Say how many lines of the material below contain the word "screenshot", with no other words.

— START OF Supplied information —

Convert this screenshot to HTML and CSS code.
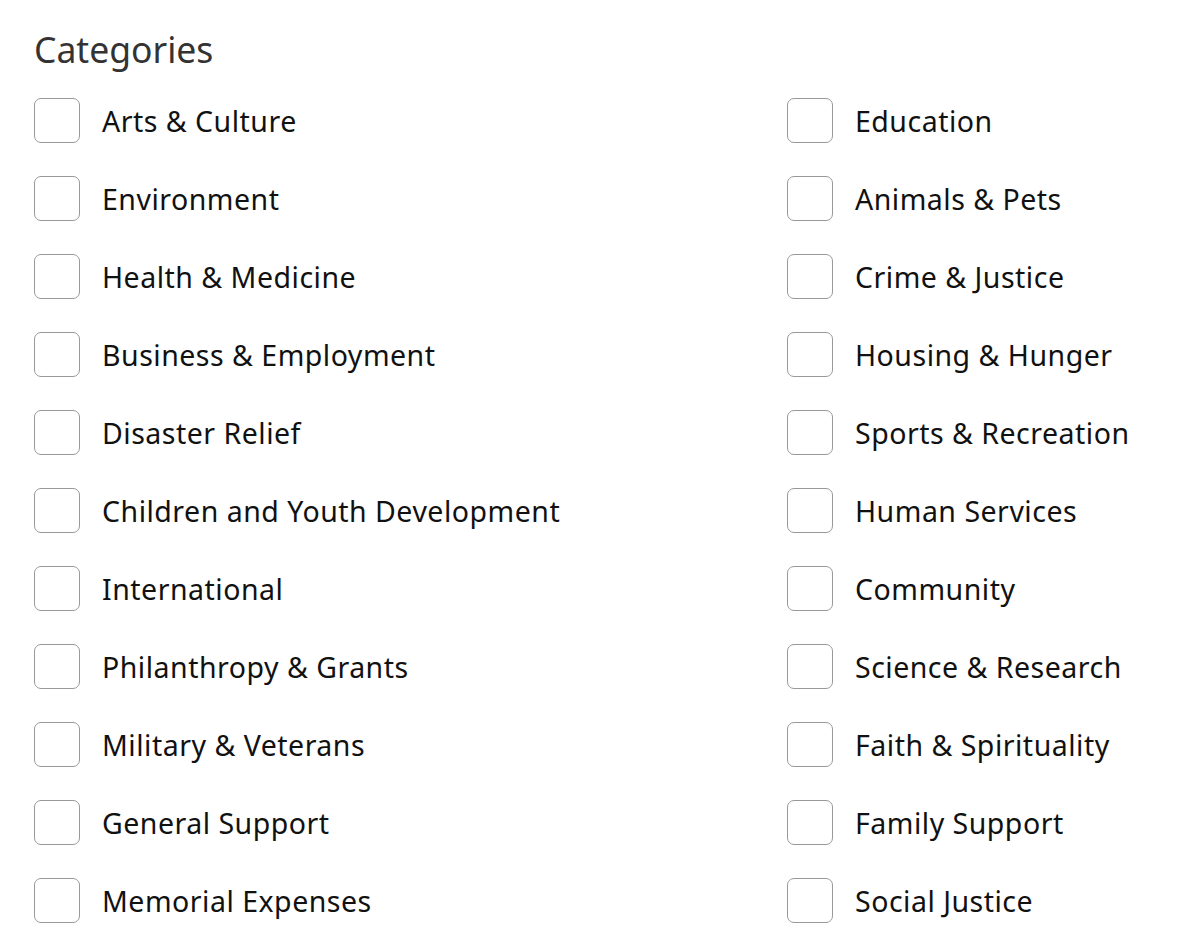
FILE: index.html
```html
<!DOCTYPE html>
<html lang="en">

<head>
    <meta charset="UTF-8">
    <meta name="viewport" content="width=device-width, initial-scale=1.0">
    <title>Categories</title>
    <link rel="stylesheet" href="styles.css">
</head>

<body>
    <div class="categories">
        <h2 class="title">Categories</h2>
        <div class="list">
            <label class="item"><input type="checkbox"><span class="box"></span>Arts &amp; Culture</label>
            <label class="item"><input type="checkbox"><span class="box"></span>Education</label>
            <label class="item"><input type="checkbox"><span class="box"></span>Environment</label>
            <label class="item"><input type="checkbox"><span class="box"></span>Animals &amp; Pets</label>
            <label class="item"><input type="checkbox"><span class="box"></span>Health &amp; Medicine</label>
            <label class="item"><input type="checkbox"><span class="box"></span>Crime &amp; Justice</label>
            <label class="item"><input type="checkbox"><span class="box"></span>Business &amp; Employment</label>
            <label class="item"><input type="checkbox"><span class="box"></span>Housing &amp; Hunger</label>
            <label class="item"><input type="checkbox"><span class="box"></span>Disaster Relief</label>
            <label class="item"><input type="checkbox"><span class="box"></span>Sports &amp; Recreation</label>
            <label class="item"><input type="checkbox"><span class="box"></span>Children and Youth Development</label>
            <label class="item"><input type="checkbox"><span class="box"></span>Human Services</label>
            <label class="item"><input type="checkbox"><span class="box"></span>International</label>
            <label class="item"><input type="checkbox"><span class="box"></span>Community</label>
            <label class="item"><input type="checkbox"><span class="box"></span>Philanthropy &amp; Grants</label>
            <label class="item"><input type="checkbox"><span class="box"></span>Science &amp; Research</label>
            <label class="item"><input type="checkbox"><span class="box"></span>Military &amp; Veterans</label>
            <label class="item"><input type="checkbox"><span class="box"></span>Faith &amp; Spirituality</label>
            <label class="item"><input type="checkbox"><span class="box"></span>General Support</label>
            <label class="item"><input type="checkbox"><span class="box"></span>Family Support</label>
            <label class="item"><input type="checkbox"><span class="box"></span>Memorial Expenses</label>
            <label class="item"><input type="checkbox"><span class="box"></span>Social Justice</label>
        </div>
    </div>
</body>

</html>
```

FILE: styles.css
```css
* {
    margin: 0;
    padding: 0;
    box-sizing: border-box;
}

body {
    background-color: #fff;
    font-family: "Noto Sans", "Open Sans", sans-serif;
}

.categories {
    padding: 24px 0 0 34px;
}

.title {
    font-size: 35.5px;
    font-weight: 400;
    color: #333;
    line-height: 50px;
    margin-bottom: 24px;
}

.list {
    display: grid;
    grid-template-columns: 753px 1fr;
    row-gap: 33px;
}

.item {
    display: flex;
    align-items: center;
    gap: 22px;
    height: 45px;
    font-size: 28.5px;
    letter-spacing: 0.5px;
    color: #111;
    cursor: pointer;
}

.item input {
    display: none;
}

.box {
    width: 46px;
    height: 45px;
    border: 1.5px solid #999;
    border-radius: 7px;
    flex-shrink: 0;
}

.item input:checked + .box {
    background-color: #0070ba;
    border-color: #0070ba;
}
```
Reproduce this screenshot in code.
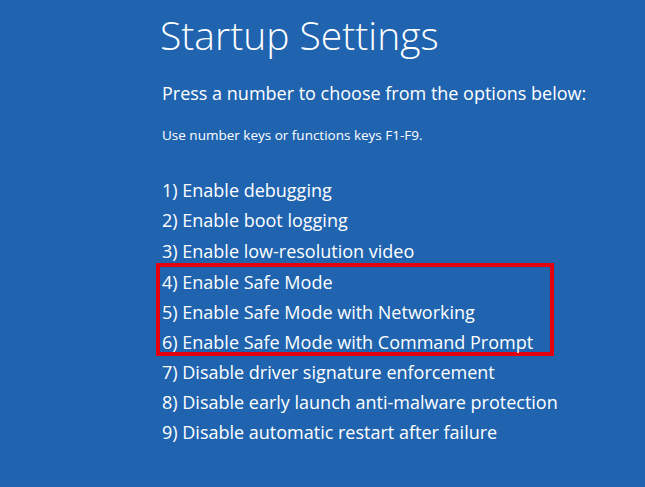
export default function App() {
  const items = [
    "1) Enable debugging",
    "2) Enable boot logging",
    "3) Enable low-resolution video",
  ];
  const safe = [
    "4) Enable Safe Mode",
    "5) Enable Safe Mode with Networking",
    "6) Enable Safe Mode with Command Prompt",
  ];
  const rest = [
    "7) Disable driver signature enforcement",
    "8) Disable early launch anti-malware protection",
    "9) Disable automatic restart after failure",
  ];
  return (
    <div
      className="w-[645px] h-[487px] bg-[#2064b0] text-white overflow-hidden pl-[160px] pt-[10px]"
      style={{ fontFamily: '"Open Sans", "Noto Sans", sans-serif' }}
    >
      <div className="text-[39px] font-light leading-[50px]">Startup Settings</div>
      <div className="text-[18px] leading-[26px] mt-[20px] ml-[2px]">Press a number to choose from the options below:</div>
      <div className="text-[13.5px] leading-[18px] mt-[20px] ml-[2px]">Use number keys or functions keys F1-F9.</div>
      <div className="mt-[31px] ml-[2px] text-[18px]">
        {items.map((t) => (
          <div key={t} className="leading-[30.3px]">{t}</div>
        ))}
        <div className="border-[4px] border-[#e3000f] -ml-[6px] pl-[2px] w-[398px] h-[93px] -mt-[3px] mb-[1px]">
          {safe.map((t) => (
            <div key={t} className="leading-[30.3px]">{t}</div>
          ))}
        </div>
        {rest.map((t) => (
          <div key={t} className="leading-[30.3px]">{t}</div>
        ))}
      </div>
    </div>
  );
}
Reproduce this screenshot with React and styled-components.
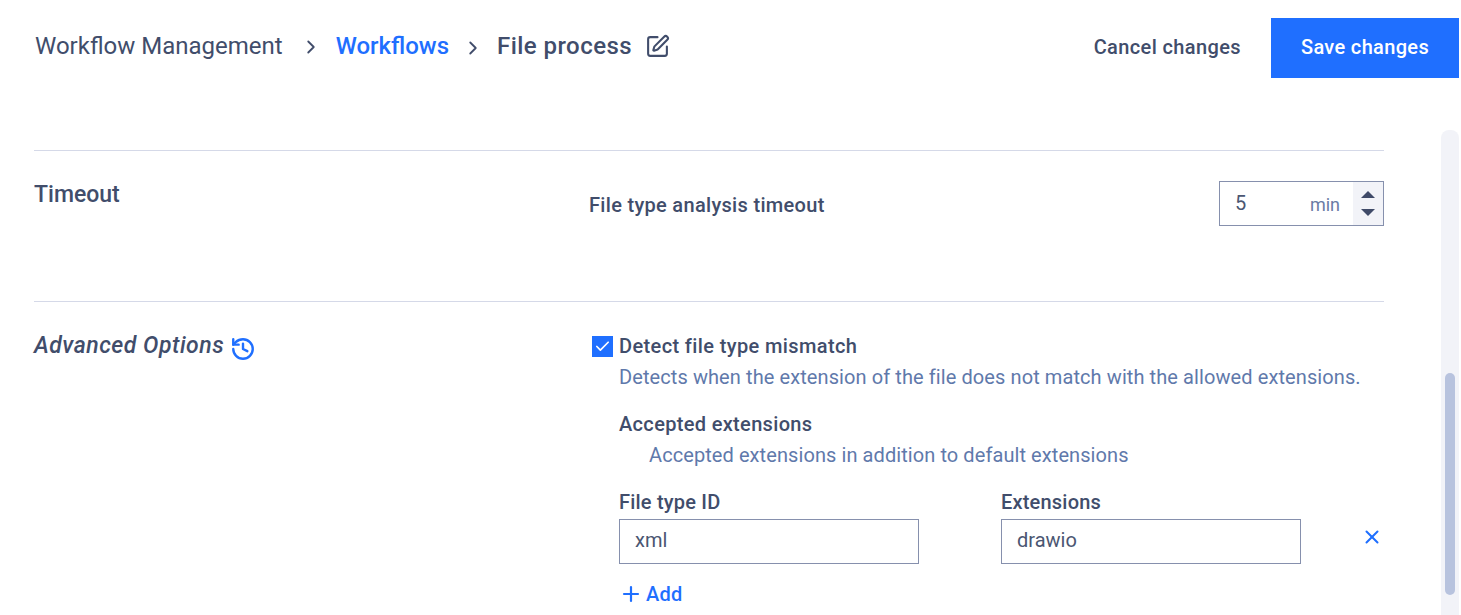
import React from "react";
import styled, { createGlobalStyle } from "styled-components";
import { ChevronRight, SquarePen, History, X, Plus, Check } from "lucide-react";

const Global = createGlobalStyle`
  html, body { margin: 0; padding: 0; height: 100%; background: #fff; overflow: hidden; }
  body { font-family: Roboto, "Liberation Sans", sans-serif; color: #3d4a68; }
  * { box-sizing: border-box; }
`;

const Page = styled.div`
  width: 1461px;
  height: 615px;
  overflow: hidden;
  display: flex;
  flex-direction: column;
`;

const Header = styled.header`
  height: 130px;
  flex: none;
  padding: 18px 2px 0 35px;
  display: flex;
  justify-content: space-between;
  align-items: flex-start;
`;

const Crumbs = styled.nav`
  height: 56px;
  display: flex;
  align-items: center;
  font-size: 24px;
`;

const Crumb = styled.span`
  font-weight: ${(p) => (p.$strong ? 500 : 400)};
  color: ${(p) => (p.$link ? "#1f6fff" : "#414d6b")};
  letter-spacing: ${(p) => p.$spacing || "0"};
`;

const Chevron = styled(ChevronRight)`
  color: #414d6b;
  margin: ${(p) => p.$margin};
  flex: none;
`;

const Edit = styled(SquarePen)`
  color: #414d6b;
  margin-left: 13px;
`;

const Actions = styled.div`
  display: flex;
  align-items: center;
  gap: 30px;
`;

const Cancel = styled.button`
  border: 0;
  background: none;
  padding: 0 0 2px;
  font: 500 20px Roboto, sans-serif;
  letter-spacing: 0.38px;
  color: #414d6b;
`;

const Save = styled.button`
  width: 188px;
  height: 60px;
  border: 0;
  padding: 0 0 2px;
  background: #1f6fff;
  color: #fff;
  font: 500 20px Roboto, sans-serif;
  letter-spacing: 0.34px;
`;

const Body = styled.div`
  flex: 1;
  display: flex;
  min-height: 0;
`;

const Content = styled.main`
  width: 1350px;
  margin-left: 34px;
  padding-top: 20px;
`;

const Section = styled.section`
  border-top: 1px solid #d5d9e8;
  display: grid;
  grid-template-columns: 555px 1fr;
  align-items: start;
  height: ${(p) => p.$height || "auto"};
`;

const SectionTitle = styled.h2`
  margin: 0;
  font-size: 23px;
  line-height: 28px;
  font-weight: 500;
  font-style: ${(p) => (p.$italic ? "italic" : "normal")};
  letter-spacing: ${(p) => (p.$italic ? "0.5px" : "0")};
  color: #414d6b;
  display: flex;
  align-items: center;
  padding-top: ${(p) => (p.$italic ? "28px" : "30px")};
`;

const HistoryIcon = styled(History)`
  color: #1f6fff;
  margin: 6px 0 0 6px;
`;

const TimeoutRow = styled.div`
  display: flex;
  justify-content: space-between;
  align-items: flex-start;
  padding-top: 30px;
`;

const FieldName = styled.span`
  font-size: 20px;
  font-weight: 500;
  line-height: 48px;
  letter-spacing: 0.31px;
  color: #414d6b;
`;

const Spinner = styled.div`
  width: 165px;
  height: 45px;
  border: 1px solid #8690ad;
  display: flex;
  align-items: center;
`;

const SpinValue = styled.span`
  margin-left: 15px;
  font-size: 20px;
  color: #4b5672;
  flex: 1;
  padding-bottom: 2px;
`;

const SpinUnit = styled.span`
  font-size: 18px;
  color: #6a7ba5;
  margin: 2px 13px 0 0;
`;

const SpinButtons = styled.div`
  width: 30px;
  height: 100%;
  background: #f2f3f8;
  display: flex;
  flex-direction: column;
  align-items: center;
  justify-content: center;
  gap: 11px;
`;

const Options = styled.div`
  padding: 31px 0 0 3px;
`;

const CheckRow = styled.div`
  display: flex;
  align-items: center;
  height: 26px;
  gap: 6px;
`;

const Box = styled.span`
  width: 21px;
  height: 21px;
  background: #1f6fff;
  color: #fff;
  display: flex;
  align-items: center;
  justify-content: center;
`;

const Label = styled.div`
  font-size: 20px;
  font-weight: 500;
  line-height: 26px;
  letter-spacing: ${(p) => p.$spacing || "0.36px"};
  color: #414d6b;
`;

const Help = styled.div`
  font-size: 20px;
  line-height: 26px;
  color: #5f79ab;
  letter-spacing: ${(p) => p.$spacing};
  margin-top: 5px;
  margin-left: ${(p) => p.$left || "0"};
`;

const Indented = styled.div`
  margin-left: 27px;
`;

const Gap = styled.div`
  height: ${(p) => p.$h};
`;

const Fields = styled.div`
  display: flex;
  align-items: flex-start;
  margin-top: 21px;
`;

const Field = styled.div`
  width: 300px;
  margin-right: 82px;
`;

const Input = styled.div`
  height: 45px;
  margin-top: 4px;
  padding-left: 15px;
  border: 1px solid #8690ad;
  font-size: 20px;
  line-height: 40px;
  color: #4b5672;
`;

const Remove = styled(X)`
  color: #1f6fff;
  margin: 37px 0 0 -22px;
`;

const AddLink = styled.div`
  display: flex;
  align-items: center;
  gap: 3px;
  margin-top: 17px;
  font-size: 20px;
  font-weight: 500;
  color: #1f6fff;
  line-height: 26px;
  letter-spacing: 0.2px;
`;

const Track = styled.div`
  width: 18px;
  margin-left: 57px;
  border-radius: 8px 8px 0 0;
  background: #f2f3f8;
  padding: 243px 4px 0;
`;

const Thumb = styled.div`
  height: 222px;
  border-radius: 6px;
  background: #b8c3de;
`;

const Arrow = ({ up }) => (
  <svg width="16" height="7" viewBox="0 0 16 7" aria-hidden="true">
    <path d={up ? "M8 0 15 7H1Z" : "M1 0H15L8 7Z"} fill="#3f4a68" />
  </svg>
);

export default function App() {
  return (
    <Page>
      <Global />
      <Header>
        <Crumbs>
          <Crumb>Workflow Management</Crumb>
          <Chevron size={22} $margin="2px 14px 0 17px" />
          <Crumb $link $strong>Workflows</Crumb>
          <Chevron size={22} $margin="3px 13px 0 13px" />
          <Crumb $strong $spacing="0.45px">File process</Crumb>
          <Edit size={25} strokeWidth={2} />
        </Crumbs>
        <Actions>
          <Cancel>Cancel changes</Cancel>
          <Save>Save changes</Save>
        </Actions>
      </Header>
      <Body>
        <Content>
          <Section $height="151px">
            <SectionTitle>Timeout</SectionTitle>
            <TimeoutRow>
              <FieldName>File type analysis timeout</FieldName>
              <Spinner>
                <SpinValue>5</SpinValue>
                <SpinUnit>min</SpinUnit>
                <SpinButtons>
                  <Arrow up />
                  <Arrow />
                </SpinButtons>
              </Spinner>
            </TimeoutRow>
          </Section>
          <Section>
            <SectionTitle $italic>
              Advanced Options
              <HistoryIcon size={26} strokeWidth={2.2} />
            </SectionTitle>
            <Options>
              <CheckRow>
                <Box><Check size={17} strokeWidth={2.4} /></Box>
                <Label $spacing="0.38px">Detect file type mismatch</Label>
              </CheckRow>
              <Indented>
                <Help $spacing="0.09px">Detects when the extension of the file does not match with the allowed extensions.</Help>
                <Gap $h="21px" />
                <Label $spacing="0.33px">Accepted extensions</Label>
                <Help $left="30px" $spacing="0.08px">Accepted extensions in addition to default extensions</Help>
                <Fields>
                  <Field>
                    <Label $spacing="0.2px">File type ID</Label>
                    <Input>xml</Input>
                  </Field>
                  <Field>
                    <Label $spacing="0.2px">Extensions</Label>
                    <Input>drawio</Input>
                  </Field>
                  <Remove size={22} strokeWidth={2.2} />
                </Fields>
                <AddLink>
                  <Plus size={24} strokeWidth={2.2} />
                  Add
                </AddLink>
              </Indented>
            </Options>
          </Section>
        </Content>
        <Track>
          <Thumb />
        </Track>
      </Body>
    </Page>
  );
}
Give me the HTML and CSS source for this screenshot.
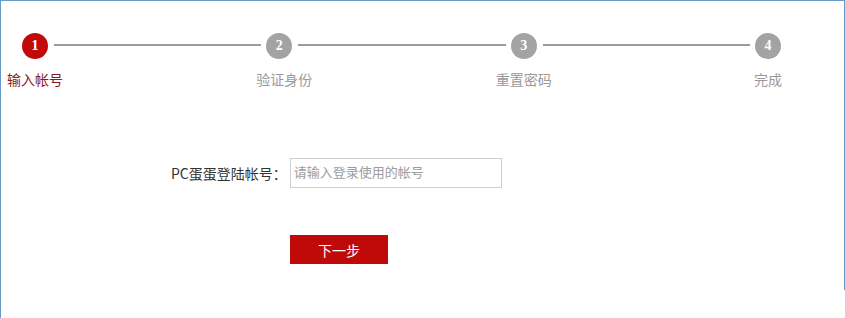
FILE: index.html
```html
<!DOCTYPE html>
<html lang="zh-CN">
<head>
    <meta charset="UTF-8">
    <title>找回密码 - 输入帐号</title>
    <link rel="stylesheet" href="styles.css">
</head>
<body>
    <div class="page">
        <div class="panel">
            <div class="steps">
                <span class="step-num active">1</span>
                <span class="step-line"></span>
                <span class="step-num">2</span>
                <span class="step-line"></span>
                <span class="step-num">3</span>
                <span class="step-line"></span>
                <span class="step-num">4</span>

                <span class="step-label active">输入帐号</span>
                <span class="step-label">验证身份</span>
                <span class="step-label">重置密码</span>
                <span class="step-label">完成</span>
            </div>

            <div class="form-row">
                <label class="form-label" for="account">PC蛋蛋登陆帐号：</label>
                <input class="form-input" id="account" type="text" placeholder="请输入登录使用的帐号">
            </div>
            <div class="btn-row">
                <button class="btn-next" type="button">下一步</button>
            </div>
        </div>
    </div>
</body>
</html>
```

FILE: styles.css
```css
body {
    margin: 0;
    font-family: "Noto Sans CJK SC", "Liberation Sans", sans-serif;
    color: #333;
    background-color: #fff;
}
.page {
    width: 844px;
    height: 318px;
    border-left: 1px solid #6a9bc6;
}
.panel {
    height: 289px;
    border-top: 1px solid #6a9bc6;
    border-right: 1px solid #6a9bc6;
}
.steps {
    display: grid;
    grid-template-columns: 26px 1fr 26px 1fr 26px 1fr 26px;
    grid-template-rows: 26px auto;
    row-gap: 10px;
    width: 759px;
    margin: 32px 0 0 21px;
}
.step-num {
    width: 26px;
    height: 26px;
    border-radius: 50%;
    background-color: #a3a3a3;
    color: #fff;
    font-family: "Liberation Serif", serif;
    font-weight: bold;
    font-size: 14px;
    line-height: 26px;
    text-align: center;
}
.step-num.active {
    background-color: #c00a0a;
}
.step-line {
    height: 2px;
    margin: 11px 5px 0 6px;
    background-color: #9c9c9c;
}
.step-label {
    grid-row: 2;
    display: flex;
    justify-content: center;
    white-space: nowrap;
    font-size: 14px;
    line-height: 20px;
    color: #9a9a9a;
}
.step-label:nth-of-type(8) { grid-column: 1; }
.step-label:nth-of-type(9) { grid-column: 3; padding-left: 10px; }
.step-label:nth-of-type(10) { grid-column: 5; }
.step-label:nth-of-type(11) { grid-column: 7; }
.step-label.active {
    color: #8e1717;
}
.form-row {
    display: flex;
    align-items: center;
    margin-top: 69px;
    padding-left: 170px;
}
.form-label {
    font-size: 14px;
    margin-right: 3px;
    color: #333;
}
.form-input {
    box-sizing: border-box;
    width: 212px;
    height: 30px;
    margin: 0;
    padding: 0 3px 4px;
    border: 1px solid #cfcfcf;
    font-family: inherit;
    font-size: 13px;
    outline: none;
}
.form-input::placeholder {
    color: #9c9c9c;
}
.btn-row {
    margin-top: 47px;
    padding-left: 289px;
}
.btn-next {
    width: 98px;
    height: 29px;
    border: none;
    background-color: #c00a0a;
    color: #fff;
    font-family: inherit;
    font-size: 14px;
    cursor: pointer;
}
```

— END OF Supplied information —

The solution - 4